Open Space
We are all participants now - so what is the future for presentational arts?
September 2018
Why Open Space?
Our project on Understanding Audiences for the Contemporary Arts (UACA) is over half way through and at this point we had planned to host a one day conference, telling people about our interim findings and hearing from other researchers working in similar areas.
However, as our fieldwork in four UK cities has progressed, we’ve become aware of many recurring themes that are troubling arts organisations, audiences, and therefore us as researchers – so we decided to do something a little different.
We reflected on how the cultural policy climate has changed radically over the past few years. Projects such as Creative People and Places, 64 Million Artists, and Fun Palaces have placed participatory arts at the foreground of practice. These initiatives have been celebrated by some as examples of a more democratic approach to arts management and funding.

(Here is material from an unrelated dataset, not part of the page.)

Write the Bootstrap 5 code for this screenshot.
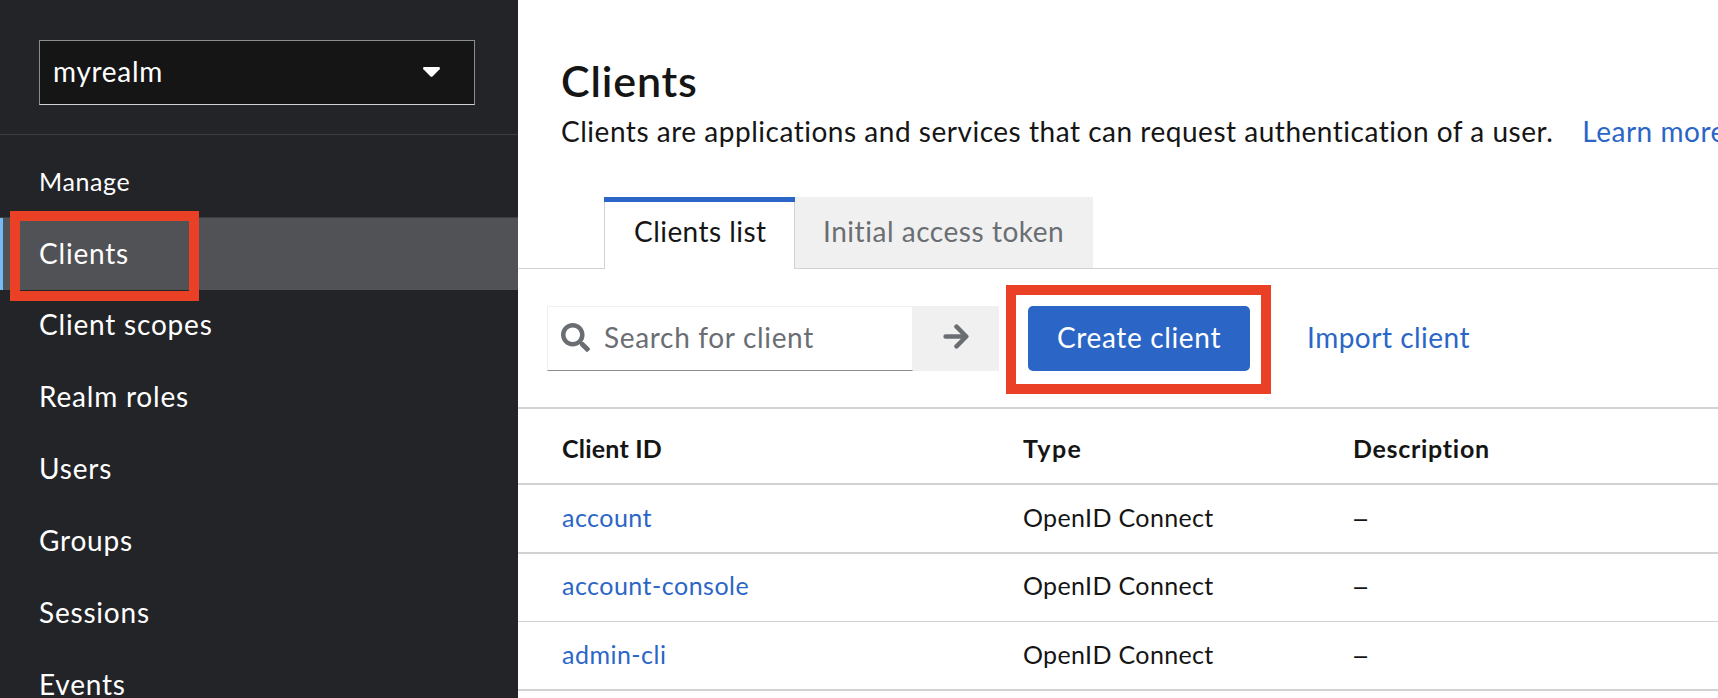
<!DOCTYPE html>
<html lang="en">
<head>
<meta charset="utf-8">
<meta name="viewport" content="width=device-width, initial-scale=1">
<title>Clients</title>
<link href="https://cdn.jsdelivr.net/npm/bootstrap@5.3.0/dist/css/bootstrap.min.css" rel="stylesheet">
<style>
  :root { --ink: #151515; --blue: #2b66c6; --line: #d2d2d2; --muted: #6a6e73; --mark: #ea4025; }
  body { font: 28px/42px Lato, "Liberation Sans", sans-serif; color: var(--ink); letter-spacing: .5px; height: 698px; overflow: hidden; white-space: nowrap; }
  a { color: var(--blue); text-decoration: none; }

  .sidebar { width: 518px; height: 698px; background: #232428; overflow: hidden; }
  .realm-area { height: 135px; padding: 40px 43px 0 39px; border-bottom: 1px solid #3c3f42; }
  .realm-select { height: 65px; width: 436px; padding: 0 34px 3px 13px; background: #151515; color: #fff; border: 1px solid #8a8d90; border-bottom-color: #d2d2d2; border-radius: 0; font-size: 28px; letter-spacing: .7px; }
  .realm-select svg { margin-top: 2px; }
  .nav-title { height: 83px; padding: 26px 0 0 39px; font-size: 25px; line-height: 40px; letter-spacing: .61px; color: #fff; border-bottom: 1px solid #3c3f42; }
  .side-link { height: 72px; padding-left: 39px; line-height: 69px; letter-spacing: .8px; color: #fff; position: relative; }
  .side-link.active { background: #515256; box-shadow: inset 3px 0 #73bcf7; line-height: 70px; }
  .marker { position: absolute; border: 10px solid var(--mark); pointer-events: none; }
  .marker-nav { left: 10px; top: -7px; width: 189px; height: 90px; }
  .marker-btn { left: -22px; top: -21px; width: 265px; height: 109px; }

  .page-head { height: 197px; padding: 55px 0 0 43px; }
  .page-head h1 { font-size: 43px; line-height: 52px; font-weight: 600; letter-spacing: .85px; margin: 0; }
  .page-head p { line-height: 49px; margin: 0; letter-spacing: .52px; }
  .page-head a { margin-left: 29px; }

  .client-tabs { height: 72px; padding-left: 86px; border-bottom: 1px solid var(--line); }
  .client-tabs .nav-link { height: 71px; border: 0; border-radius: 0; padding: 0 28px; line-height: 69px; background: #f0f0f0; color: var(--muted); letter-spacing: .54px; width: 298px; }
  .client-tabs .nav-link.active { height: 72px; width: 191px; padding-left: 30px; box-shadow: inset 0 5px var(--blue), inset 1px 0 var(--line), inset -1px 0 var(--line); background: #fff; color: var(--ink); letter-spacing: .45px; }

  .toolbar-row { height: 140px; padding: 37px 0 0 29px; border-bottom: 2px solid var(--line); }
  .search-box { width: 366px; height: 65px; border: 1px solid #f0f0f0; border-bottom-color: #8a8d90; padding: 0 0 3px 13px; color: var(--muted); }
  .search-box input { border: 0; padding: 0; margin-left: 14px; height: 60px; width: 300px; background: none; color: inherit; font: inherit; letter-spacing: .67px; outline: 0; }
  .search-box input::placeholder { color: var(--muted); opacity: 1; }
  .search-go { width: 86px; height: 65px; background: #f0f0f0; border: 0; color: var(--muted); padding: 0 1px 4px 0; }
  .create-wrap { margin-left: 29px; }
  .btn-create { width: 222px; height: 65px; padding: 0 0 3px; background: var(--blue); border: 0; color: #fff; border-radius: 5px; font-size: 28px; letter-spacing: .66px; }
  .import-link { margin-left: 57px; line-height: 63px; }

  .client-table { border-collapse: separate; border-spacing: 0; table-layout: fixed; width: 1200px; margin: 0; font-size: 25px; line-height: 40px; color: var(--ink); }
  .client-table > :not(caption) > * > * { padding: 0 0 3px; height: 69px; border-bottom: 2px solid var(--line); box-shadow: none; vertical-align: middle; background: none; color: inherit; letter-spacing: .35px; }
  .client-table > thead > tr > th { height: 76px; font-weight: 700; padding: 4px 0 0; letter-spacing: .7px; }
  .client-table > thead > tr > th:nth-child(2) { letter-spacing: 1.4px; }
  .client-table > thead > tr > th:first-child { letter-spacing: .2px; }
  .client-table > tbody > tr.thin > td { height: 68px; border-bottom-width: 1px; padding-bottom: 5px; }
  .client-table > :not(caption) > tr > :first-child { padding-left: 44px; }
  .client-table td a { letter-spacing: .48px; }
  .no-desc { font-size: 19px; font-weight: 700; line-height: 1; vertical-align: 1px; }
</style>
</head>
<body>
<div class="d-flex">
  <nav class="sidebar flex-shrink-0">
    <div class="realm-area">
      <button class="realm-select btn d-flex align-items-center justify-content-between">
        <span>myrealm</span>
        <svg width="17" height="10" viewBox="0 0 17 10" fill="#fff"><path d="M1.4 0h14.2c1.2 0 1.8 1.400 1 2.300L9.700 9.300c-.7.7-1.700.7-2.400 0L.4 2.300C-.4 1.400.2 0 1.400 0z"/></svg>
      </button>
    </div>
    <div class="nav-title">Manage</div>
    <div class="nav flex-column flex-nowrap">
      <a class="side-link active" href="#">Clients<span class="marker marker-nav"></span></a>
      <a class="side-link" href="#">Client scopes</a>
      <a class="side-link" href="#">Realm roles</a>
      <a class="side-link" href="#">Users</a>
      <a class="side-link" href="#">Groups</a>
      <a class="side-link" href="#">Sessions</a>
      <a class="side-link" href="#">Events</a>
    </div>
  </nav>

  <main class="flex-grow-1 overflow-hidden">
    <header class="page-head">
      <h1>Clients</h1>
      <p>Clients are applications and services that can request authentication of a user.<a href="#">Learn more</a></p>
    </header>

    <div class="client-tabs nav flex-nowrap">
      <a class="nav-link active" href="#">Clients list</a>
      <a class="nav-link" href="#">Initial access token</a>
    </div>

    <div class="toolbar-row d-flex align-items-start">
      <div class="search-box d-flex align-items-center">
        <svg width="29" height="29" viewBox="0 0 512 512" fill="currentColor"><path d="M505 442.700L405.300 343c-4.500-4.500-10.600-7-17-7H372c27.600-35.300 44-79.700 44-128C416 93.100 322.900 0 208 0S0 93.100 0 208s93.100 208 208 208c48.300 0 92.700-16.400 128-44v16.300c0 6.400 2.500 12.500 7 17l99.700 99.700c9.400 9.400 24.600 9.400 33.900 0l28.300-28.300c9.400-9.400 9.400-24.600.1-34zM208 336c-70.700 0-128-57.200-128-128 0-70.700 57.200-128 128-128 70.700 0 128 57.200 128 128 0 70.700-57.200 128-128 128z"/></svg>
        <input type="text" placeholder="Search for client">
      </div>
      <button class="search-go d-flex align-items-center justify-content-center">
        <svg width="26" height="25" viewBox="0 0 26 25" fill="none" stroke="currentColor" stroke-width="4.500" stroke-linecap="round" stroke-linejoin="round"><path d="M2.600 12.500H22M13.500 2.700l9.800 9.800-9.800 9.800"/></svg>
      </button>
      <div class="position-relative create-wrap">
        <button class="btn btn-create">Create client</button>
        <span class="marker marker-btn"></span>
      </div>
      <a class="import-link" href="#">Import client</a>
    </div>

    <table class="table client-table">
      <colgroup><col width="505"><col width="330"><col></colgroup>
      <thead>
        <tr><th>Client ID</th><th>Type</th><th>Description</th></tr>
      </thead>
      <tbody>
        <tr><td><a href="#">account</a></td><td>OpenID Connect</td><td><span class="no-desc">—</span></td></tr>
        <tr class="thin"><td><a href="#">account-console</a></td><td>OpenID Connect</td><td><span class="no-desc">—</span></td></tr>
        <tr><td><a href="#">admin-cli</a></td><td>OpenID Connect</td><td><span class="no-desc">—</span></td></tr>
      </tbody>
    </table>
  </main>
</div>
<script src="https://cdn.jsdelivr.net/npm/bootstrap@5.3.0/dist/js/bootstrap.bundle.min.js"></script>
</body>
</html>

Since arts audiences are often comprised of the wealthiest, highly-education and least ethnically diverse of the UK population, recognising the everyday creativity that takes place in the lives of much of the rest of the population, and supporting participatory arts, community arts, and grassroots arts, could offer a means of addressing this inequality.
We then considered the many questions that emerge from this new state of the arts:
How should the professional, presentational arts sector respond to these developments? Should they adapt or die? Or is there a place for both to co-exist and what could that art eco-system look like?
What are the responsibilities of researchers and practitioners working in presentational and participatory arts to ensure an effective and sustainable future?
Who should be making these decisions: what effects does the location of power and funding have on the lives of those who don’t engage with state-funded arts?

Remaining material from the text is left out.